If you really want to get away from it all, head to Ohara, a charming rural village to the north of the city, or make a day trip to Nara, where docile deer roam through a park surrounded by historic temples.
Further afield, the Kansai region lies on your doorstep, with metropolises like Kobe and Osaka within reach, along with Himeji and its fine hilltop castle. Alternatively, shun the modern for a pilgrimage south to spend the night in a Buddhist temple on the sacred mountain of Koyasan.
Population: 1.47 million
International dialling code: +81
Visas: Not required by UK nationals for stays of up to 90 days
Currency: Japanese yen (JPY), currently JPY140 to the UK £
Highest viewpoint: A 40-minute hike up Mount Daimonji, on the eastern side of Kyoto, offers sweeping views over the entire city. On clear days you can see as far as Osaka. For a more regal view, try the observation deck on Shogunzuka Mound. This is believed to be the spot where the Emperor Kanmu first surveyed the location of his future capital back in the 8th century. Health issues: No specific jabs are required, but remember to stay hydrated during the long, hot summer months.

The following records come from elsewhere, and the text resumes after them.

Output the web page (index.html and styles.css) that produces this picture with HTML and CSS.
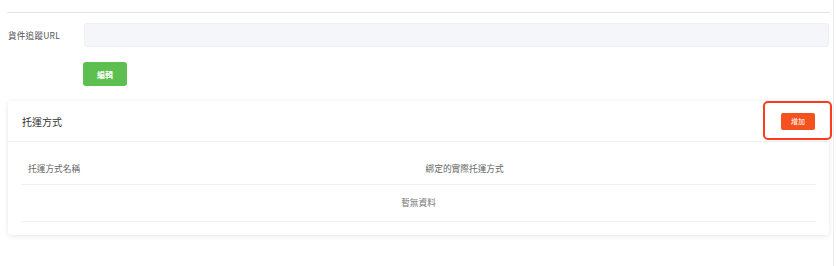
FILE: index.html
```html
<!DOCTYPE html>
<html lang="zh-Hant">

<head>
  <meta charset="UTF-8">
  <meta name="viewport" content="width=device-width, initial-scale=1.0">
  <title>托運方式</title>

  <link rel="stylesheet" href="styles.css">
</head>

<body>
  <main class="page">
    <section class="tracking">
      <div class="tracking__row">
        <label class="tracking__label" for="tracking-url">貨件追蹤URL</label>
        <input class="tracking__input" id="tracking-url" type="text">
      </div>
      <div class="tracking__actions">
        <button class="btn btn--green">編輯</button>
      </div>
    </section>

    <section class="card">
      <header class="card__header">
        <h2 class="card__title">托運方式</h2>
        <div class="card__tools">
          <button class="btn btn--orange">增加</button>
          <span class="highlight"></span>
        </div>
      </header>

      <div class="card__body">
        <table class="list">
          <thead>
            <tr>
              <th>托運方式名稱</th>
              <th>綁定的實際托運方式</th>
            </tr>
          </thead>
          <tbody>
            <tr>
              <td class="list__empty" colspan="2">暫無資料</td>
            </tr>
          </tbody>
        </table>
      </div>
    </section>
  </main>
</body>

</html>
```

FILE: styles.css
```css
html {
  box-sizing: border-box;
}

*,
*:before,
*:after {
  box-sizing: inherit;
}

body {
  margin: 0;
  background: white;
  font-family: "Noto Sans CJK TC", "Noto Sans", sans-serif;
  color: #333;
}

.page {
  width: 834px;
  min-height: 266px;
  padding: 12px 0 0 7px;
  border-right: 1px solid #ececf0;
}

.tracking {
  width: 823px;
  padding-top: 10px;
  border-top: 1px solid #e3e3ec;
}

.tracking__row {
  display: flex;
  align-items: center;
  padding-left: 1px;
}

.tracking__label {
  width: 76px;
  font-size: 8.6px;
  letter-spacing: 0.2px;
  color: #555;
}

.tracking__input {
  width: 745px;
  height: 24px;
  margin: 0;
  background: #f5f6fa;
  border: 1px solid #eef0f4;
  border-radius: 3px;
  outline: none;
}

.tracking__actions {
  margin-top: 15px;
  padding-left: 76px;
}

.btn {
  display: flex;
  align-items: center;
  justify-content: center;
  padding: 0;
  border: none;
  border-radius: 3px;
  color: white;
  font-family: inherit;
  font-weight: 700;
  cursor: pointer;
}

.btn--green {
  width: 44px;
  height: 24px;
  background: #5cbf4f;
  font-size: 8px;
}

.btn--orange {
  width: 34px;
  height: 17px;
  background: #f4511e;
  border-radius: 2px;
  font-size: 7px;
  font-weight: 400;
}

.card {
  width: 821px;
  margin: 15px 0 0 1px;
  padding-bottom: 13px;
  background: white;
  border-radius: 3px;
  box-shadow: 0 1px 5px rgba(0, 0, 0, 0.1);
}

.card__header {
  display: flex;
  align-items: center;
  justify-content: space-between;
  height: 41px;
  padding: 0 14px;
  border-bottom: 1px solid #f0f0f3;
}

.card__title {
  margin: 0;
  font-size: 10px;
  font-weight: 400;
  color: #333;
}

.card__tools {
  position: relative;
}

.highlight {
  position: absolute;
  top: -12px;
  left: -18px;
  right: -17px;
  bottom: -10px;
  border: 2.5px solid #ff3b1d;
  border-radius: 5px;
  pointer-events: none;
}

.card__body {
  padding: 12px 13px 0;
}

.list {
  width: 100%;
  border-collapse: collapse;
  table-layout: fixed;
}

.list th {
  height: 30px;
  padding: 0 7px;
  text-align: left;
  font-size: 8.7px;
  font-weight: 400;
  color: #666;
  border-bottom: 1px solid #f0f0f2;
}

.list td {
  height: 37px;
  font-size: 8.7px;
  color: #777;
  border-bottom: 1px solid #f0f0f2;
}

.list__empty {
  text-align: center;
}
```
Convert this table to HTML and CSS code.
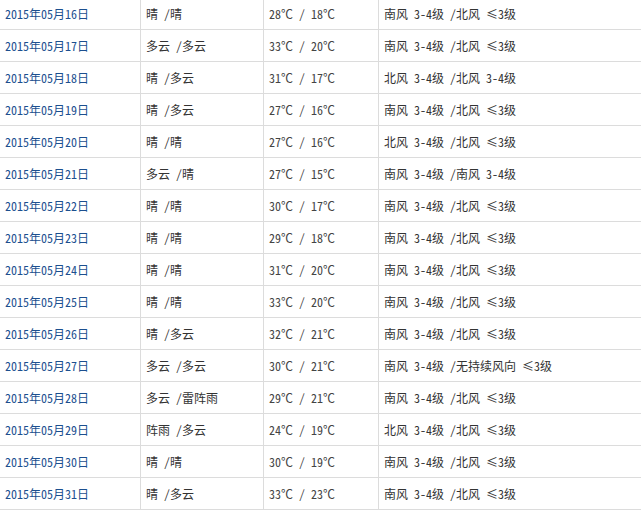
FILE: index.html
```html
<!DOCTYPE html>
<html lang="zh-CN">
<head>
<meta charset="utf-8">
<title>2015年05月天气</title>
<link rel="stylesheet" href="styles.css">
</head>
<body>
<table class="weather">
<colgroup>
<col class="c-date"><col class="c-sky"><col class="c-temp"><col class="c-wind">
</colgroup>
<tbody>
<tr><td><a href="#">2015年05月16日</a></td><td>晴 /晴</td><td class="t">28℃ / 18℃</td><td>南风 3-4级 /北风 ≤3级</td></tr>
<tr><td><a href="#">2015年05月17日</a></td><td>多云 /多云</td><td class="t">33℃ / 20℃</td><td>南风 3-4级 /北风 ≤3级</td></tr>
<tr><td><a href="#">2015年05月18日</a></td><td>晴 /多云</td><td class="t">31℃ / 17℃</td><td>北风 3-4级 /北风 3-4级</td></tr>
<tr><td><a href="#">2015年05月19日</a></td><td>晴 /多云</td><td class="t">27℃ / 16℃</td><td>南风 3-4级 /北风 ≤3级</td></tr>
<tr><td><a href="#">2015年05月20日</a></td><td>晴 /晴</td><td class="t">27℃ / 16℃</td><td>北风 3-4级 /北风 ≤3级</td></tr>
<tr><td><a href="#">2015年05月21日</a></td><td>多云 /晴</td><td class="t">27℃ / 15℃</td><td>南风 3-4级 /南风 3-4级</td></tr>
<tr><td><a href="#">2015年05月22日</a></td><td>晴 /晴</td><td class="t">30℃ / 17℃</td><td>南风 3-4级 /北风 ≤3级</td></tr>
<tr><td><a href="#">2015年05月23日</a></td><td>晴 /晴</td><td class="t">29℃ / 18℃</td><td>南风 3-4级 /北风 ≤3级</td></tr>
<tr><td><a href="#">2015年05月24日</a></td><td>晴 /晴</td><td class="t">31℃ / 20℃</td><td>南风 3-4级 /北风 ≤3级</td></tr>
<tr><td><a href="#">2015年05月25日</a></td><td>晴 /晴</td><td class="t">33℃ / 20℃</td><td>南风 3-4级 /北风 ≤3级</td></tr>
<tr><td><a href="#">2015年05月26日</a></td><td>晴 /多云</td><td class="t">32℃ / 21℃</td><td>南风 3-4级 /北风 ≤3级</td></tr>
<tr><td><a href="#">2015年05月27日</a></td><td>多云 /多云</td><td class="t">30℃ / 21℃</td><td>南风 3-4级 /无持续风向 ≤3级</td></tr>
<tr><td><a href="#">2015年05月28日</a></td><td>多云 /雷阵雨</td><td class="t">29℃ / 21℃</td><td>南风 3-4级 /北风 ≤3级</td></tr>
<tr><td><a href="#">2015年05月29日</a></td><td>阵雨 /多云</td><td class="t">24℃ / 19℃</td><td>北风 3-4级 /北风 ≤3级</td></tr>
<tr><td><a href="#">2015年05月30日</a></td><td>晴 /晴</td><td class="t">30℃ / 19℃</td><td>南风 3-4级 /北风 ≤3级</td></tr>
<tr><td><a href="#">2015年05月31日</a></td><td>晴 /多云</td><td class="t">33℃ / 23℃</td><td>南风 3-4级 /北风 ≤3级</td></tr>
</tbody>
</table>
</body>
</html>
```
FILE: styles.css
```css
html, body {
  margin: 0;
  padding: 0;
  background: #fff;
}
body {
  font-family: "Noto Sans Mono CJK SC", "Noto Sans CJK SC", "Liberation Sans", sans-serif;
  font-size: 12px;
  font-weight: 300;
  color: #333;
}
.weather {
  width: 641px;
  table-layout: fixed;
  border-collapse: separate;
  border-spacing: 0;
  margin-top: -2px;
}
.c-date { width: 141px; }
.c-sky { width: 123px; }
.c-temp { width: 115px; }
.c-wind { width: 262px; }
.weather td {
  box-sizing: border-box;
  height: 32px;
  padding: 0 0 0 5px;
  border-bottom: 1px solid #dcdcdc;
  border-right: 1px solid #dcdcdc;
  vertical-align: middle;
  white-space: nowrap;
  line-height: 16px;
}
.weather td:last-child {
  border-right: 0;
}
.weather a {
  color: #1c4f8f;
  text-decoration: none;
}
.weather .t {
  color: #444;
}
```
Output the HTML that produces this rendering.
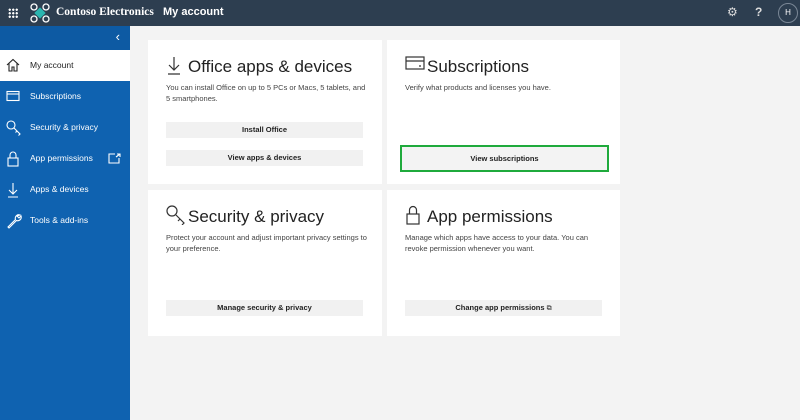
<!DOCTYPE html><html><head><style>
*{margin:0;padding:0;box-sizing:border-box}
body{width:800px;height:420px;background:#f3f3f3;font-family:"Liberation Sans",sans-serif;position:relative;overflow:hidden}
.top{position:absolute;left:0;top:0;width:800px;height:26px;background:#2d3e50;color:#fff}
.side{position:absolute;left:0;top:26px;width:130px;height:394px;background:#0f62b0}
.back{height:24px;background:#0d5aa3;color:#fff;text-align:right;padding-right:10px;font-size:13px;line-height:22px}
.it{height:31px;color:#fff;font-size:8.5px;line-height:31px;padding-left:30px;position:relative}
.it.sel{background:#fff;color:#222}
.it svg{position:absolute;left:6px;top:8px}
.card{position:absolute;background:#fff}
.card h2{font-weight:normal;font-size:17px;color:#222;position:absolute;left:40px;top:17px}
.card p{position:absolute;left:18px;top:42px;font-size:7.5px;line-height:11px;color:#444;width:205px}
.card svg.ic{position:absolute;left:18px;top:15px}
.btn{position:absolute;left:18px;width:197px;height:16px;background:#f1f1f1;font-size:7.5px;color:#222;text-align:center;line-height:16px;font-weight:bold}
</style></head><body>
<div class="top">
<div style="position:absolute;left:8px;top:8px;width:10px;height:10px;background:radial-gradient(circle,#fff 1px,transparent 1.3px) 0 0/3.5px 3.5px"></div>
<svg style="position:absolute;left:30px;top:3px" width="20" height="20" viewBox="0 0 20 20"><rect x="6" y="6" width="8" height="8" fill="#2bb5b0" transform="rotate(45 10 10)"/><g fill="none" stroke="#fff" stroke-width="1.3"><circle cx="4" cy="4" r="3"/><circle cx="16" cy="4" r="3"/><circle cx="4" cy="16" r="3"/><circle cx="16" cy="16" r="3"/></g></svg>
<div style="position:absolute;left:56px;top:6px;font-family:'Liberation Serif',serif;font-weight:bold;font-size:11.5px">Contoso Electronics</div>
<div style="position:absolute;left:163px;top:6px;font-size:11px;font-weight:bold">My account</div>
<div style="position:absolute;left:727px;top:5px;font-size:12px;color:#ddd">⚙</div>
<div style="position:absolute;left:755px;top:5px;font-size:12px;color:#ddd;font-weight:bold">?</div>
<div style="position:absolute;left:778px;top:3px;width:20px;height:20px;border:1px solid #7a8796;border-radius:50%;font-size:8px;text-align:center;line-height:18px">H</div>
</div>
<div class="side">
<div class="back">‹</div>
<div class="it sel"><svg width="14" height="14" viewBox="0 0 14 14" fill="none" stroke="#222" stroke-width="1.1"><path d="M1 7L7 1.5 13 7M3 5.5V13h3V9h2v4h3V5.5"/></svg>My account</div>
<div class="it"><svg width="14" height="14" viewBox="0 0 14 14" fill="none" stroke="#fff" stroke-width="1.1"><rect x="1" y="2.5" width="12" height="9"/><path d="M1 5h12"/></svg>Subscriptions</div>
<div class="it"><svg width="16" height="16" viewBox="0 0 16 16" fill="none" stroke="#fff" stroke-width="1.1"><circle cx="5" cy="5" r="4"/><path d="M8 8l6 6-1.5 1.5M11 11l-1.5 1.5"/></svg>Security &amp; privacy</div>
<div class="it"><svg width="14" height="16" viewBox="0 0 14 16" fill="none" stroke="#fff" stroke-width="1.1"><rect x="2" y="7" width="10" height="8"/><path d="M4 7V4a3 3 0 016 0v3"/></svg>App permissions<svg style="left:108px;top:10px" width="13" height="11" viewBox="0 0 13 11" fill="none" stroke="#fff" stroke-width="1.1"><path d="M7 1H1v9h10V5M8 4l4-3M9 1h3v3"/></svg></div>
<div class="it"><svg width="14" height="16" viewBox="0 0 14 16" fill="none" stroke="#fff" stroke-width="1.1"><path d="M7 1v11M3 8l4 4 4-4M2 15h10"/></svg>Apps &amp; devices</div>
<div class="it"><svg width="16" height="16" viewBox="0 0 16 16" fill="none" stroke="#fff" stroke-width="1.1"><path d="M14 2a3.5 3.5 0 00-4.5 4.5L2 14l1 1 7.5-7.5A3.5 3.5 0 0015 3l-2 2-2-2z"/></svg>Tools &amp; add-ins</div>
</div>

<div class="card" style="left:148px;top:40px;width:234px;height:144px">
<svg class="ic" width="16" height="20" viewBox="0 0 16 20" fill="none" stroke="#333" stroke-width="1.2"><path d="M8 2v13M3 10l5 5 5-5M2 19h12"/></svg>
<h2>Office apps &amp; devices</h2>
<p>You can install Office on up to 5 PCs or Macs, 5 tablets, and 5 smartphones.</p>
<div class="btn" style="top:82px">Install Office</div>
<div class="btn" style="top:110px">View apps &amp; devices</div>
</div>
<div class="card" style="left:387px;top:40px;width:233px;height:144px">
<svg class="ic" width="20" height="16" viewBox="0 0 20 16" fill="none" stroke="#333" stroke-width="1.2"><rect x="1" y="2" width="18" height="12"/><path d="M1 6h18M14 11h2"/></svg>
<h2>Subscriptions</h2>
<p>Verify what products and licenses you have.</p>
<div class="btn" style="top:105px;left:13px;width:209px;height:27px;line-height:23px;border:2.5px solid #1faa3c;background:#f3f3f3">View subscriptions</div>
</div>
<div class="card" style="left:148px;top:190px;width:234px;height:146px">
<svg class="ic" width="20" height="20" viewBox="0 0 20 20" fill="none" stroke="#333" stroke-width="1.2"><circle cx="6" cy="6" r="5"/><path d="M10 10l8 8-2 2M14 14l-2 2"/></svg>
<h2>Security &amp; privacy</h2>
<p>Protect your account and adjust important privacy settings to your preference.</p>
<div class="btn" style="top:110px">Manage security &amp; privacy</div>
</div>
<div class="card" style="left:387px;top:190px;width:233px;height:146px">
<svg class="ic" width="16" height="20" viewBox="0 0 16 20" fill="none" stroke="#333" stroke-width="1.2"><rect x="2" y="9" width="12" height="10"/><path d="M4.5 9V5a3.5 3.5 0 017 0v4"/></svg>
<h2>App permissions</h2>
<p>Manage which apps have access to your data. You can revoke permission whenever you want.</p>
<div class="btn" style="top:110px">Change app permissions <span style="font-weight:normal;font-size:7px">⧉</span></div>
</div>
</body></html>
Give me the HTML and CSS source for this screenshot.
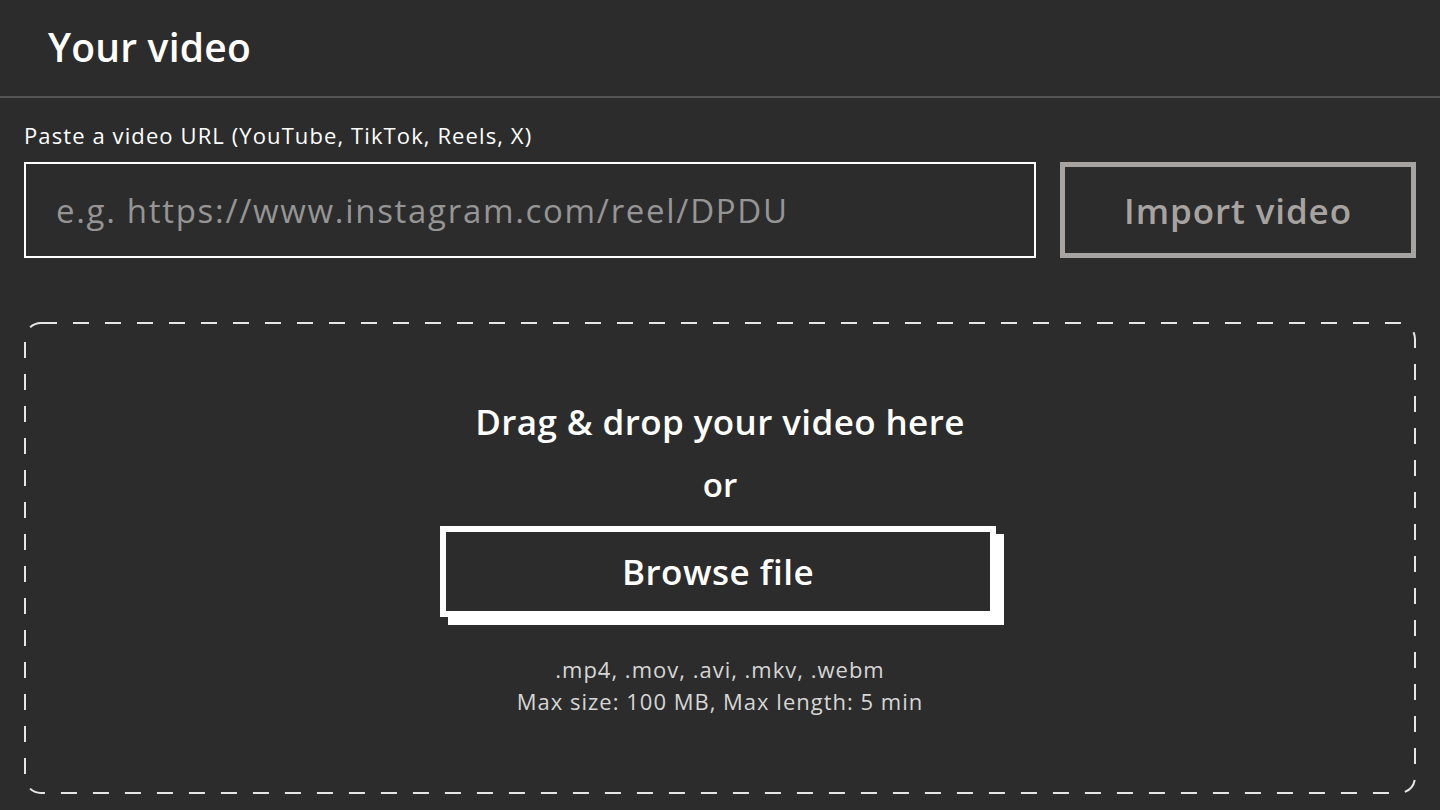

Kyoto (Lonely Planet, 2015)
City Guide Kyoto (Phaidon, 2016)
Old Kyoto (Kodansha USA, 2013)
Getting around: Pick up a prepaid Traffica Kyoto Card (JPY1,200/£9 for 24 hours), valid on the metro and city buses, to save having to fiddle with change. Web resources: The official tourist board site is kyoto.travel/en. Also try city guide website insidekyoto.com, written by a locally based Lonely Planet author.
Climate: Kyoto is notoriously hot during summer (up to 35ºC) and chilly in the winter. Spring and autumn are the best times to visit, although these are very popular with Japanese tourists, especially when the cherry blossoms bloom (late March to mid-April).